**Stated task**
Nothing after the line with "EmbroideryConnect to send:</div>" belongs in the copy; extract the lines below from the top through that line, pictures left out.

**Recorded information**
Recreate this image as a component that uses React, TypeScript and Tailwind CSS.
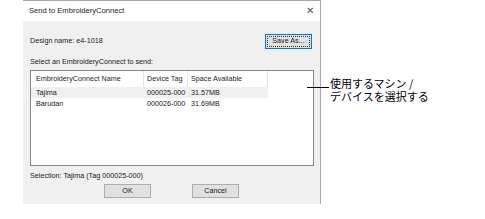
import React from 'react';

const rows = [
  { name: 'Tajima', tag: '000025-000', space: '31.57MB', selected: true },
  { name: 'Barudan', tag: '000026-000', space: '31.69MB', selected: false },
];

export default function App() {
  return (
    <div
      className="relative w-[485px] h-[219px] bg-white text-[#1a1a1a] overflow-hidden"
      style={{ fontFamily: '"Liberation Sans", Arial, sans-serif' }}
    >
      <div className="ml-[23px] w-[298px] h-[204px] flex flex-col border-r border-t border-[#a8a8a8] bg-[#f0f0f0]">
        {/* Title bar */}
        <div className="h-[20px] bg-white flex items-center justify-between pl-[6px] pr-[6px]">
          <span className="text-[7.6px]">Send to EmbroideryConnect</span>
          <span className="text-[10px] text-[#555] leading-none">✕</span>
        </div>

        <div className="flex-1 flex flex-col px-[7px] text-[7.2px] whitespace-nowrap">
          <div className="flex items-center justify-between mt-[13px] pr-[1px]">
            <span>Design name: e4-1018</span>
            <button className="w-[47px] h-[15px] border border-[#0078d7] bg-[#e1e1e1] flex items-center justify-center outline outline-1 outline-dotted outline-[#333] -outline-offset-[3px]">
              Save As...
            </button>
          </div>

          <div className="mt-[7px] leading-[11px]">Select an EmbroideryConnect to send:</div>

          <div className="mt-[3px] mr-[-1px] h-[96px] border border-[#828790] bg-white flex flex-col">
            <div className="flex h-[16px] text-[#262626]">
              <div className="w-[113px] pl-[5px] flex items-center border-r border-[#e5e5e5]">EmbroideryConnect Name</div>
              <div className="w-[44px] pl-[3px] flex items-center border-r border-[#e5e5e5]">Device Tag</div>
              <div className="w-[80px] pl-[3px] flex items-center border-r border-[#e5e5e5]">Space Available</div>
            </div>
            {rows.map((r) => (
              <div
                key={r.name}
                className={`flex h-[11px] w-[237px] leading-[11px] ${r.selected ? 'bg-[#f0f0f0]' : ''}`}
              >
                <div className="w-[113px] pl-[5px]">{r.name}</div>
                <div className="w-[44px] pl-[3px]">{r.tag}</div>
                <div className="w-[80px] pl-[3px]">{r.space}</div>
              </div>
            ))}
          </div>

          <div className="mt-[4px] leading-[11px]">Selection: Tajima (Tag 000025-000)</div>

          <div className="flex gap-[41px] ml-[74px] mt-[3px]">
            <button className="w-[47px] h-[14px] border border-[#adadad] bg-[#e1e1e1] flex items-center justify-center">OK</button>
            <button className="w-[47px] h-[14px] border border-[#adadad] bg-[#e1e1e1] flex items-center justify-center">Cancel</button>
          </div>
        </div>
      </div>

      {/* Callout */}
      <div className="absolute left-[307px] top-[77px] flex items-start">
        <div className="mt-[10px] w-[22px] h-px bg-black" />
        <div
          className="text-[11px] leading-[13px] text-black pl-[1px]"
          style={{ fontFamily: '"Noto Sans CJK JP", sans-serif' }}
        >
          <div>使用するマシン /</div>
          <div>デバイスを選択する</div>
        </div>
      </div>
    </div>
  );
}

**Written answer**
Recreate this image as a component that uses React, TypeScript and Tailwind CSS.
import React from 'react';

const rows = [
  { name: 'Tajima', tag: '000025-000', space: '31.57MB', selected: true },
  { name: 'Barudan', tag: '000026-000', space: '31.69MB', selected: false },
];

export default function App() {
  return (
    <div
      className="relative w-[485px] h-[219px] bg-white text-[#1a1a1a] overflow-hidden"
      style={{ fontFamily: '"Liberation Sans", Arial, sans-serif' }}
    >
      <div className="ml-[23px] w-[298px] h-[204px] flex flex-col border-r border-t border-[#a8a8a8] bg-[#f0f0f0]">
        {/* Title bar */}
        <div className="h-[20px] bg-white flex items-center justify-between pl-[6px] pr-[6px]">
          <span className="text-[7.6px]">Send to EmbroideryConnect</span>
          <span className="text-[10px] text-[#555] leading-none">✕</span>
        </div>

        <div className="flex-1 flex flex-col px-[7px] text-[7.2px] whitespace-nowrap">
          <div className="flex items-center justify-between mt-[13px] pr-[1px]">
            <span>Design name: e4-1018</span>
            <button className="w-[47px] h-[15px] border border-[#0078d7] bg-[#e1e1e1] flex items-center justify-center outline outline-1 outline-dotted outline-[#333] -outline-offset-[3px]">
              Save As...
            </button>
          </div>

          <div className="mt-[7px] leading-[11px]">Select an EmbroideryConnect to send:</div>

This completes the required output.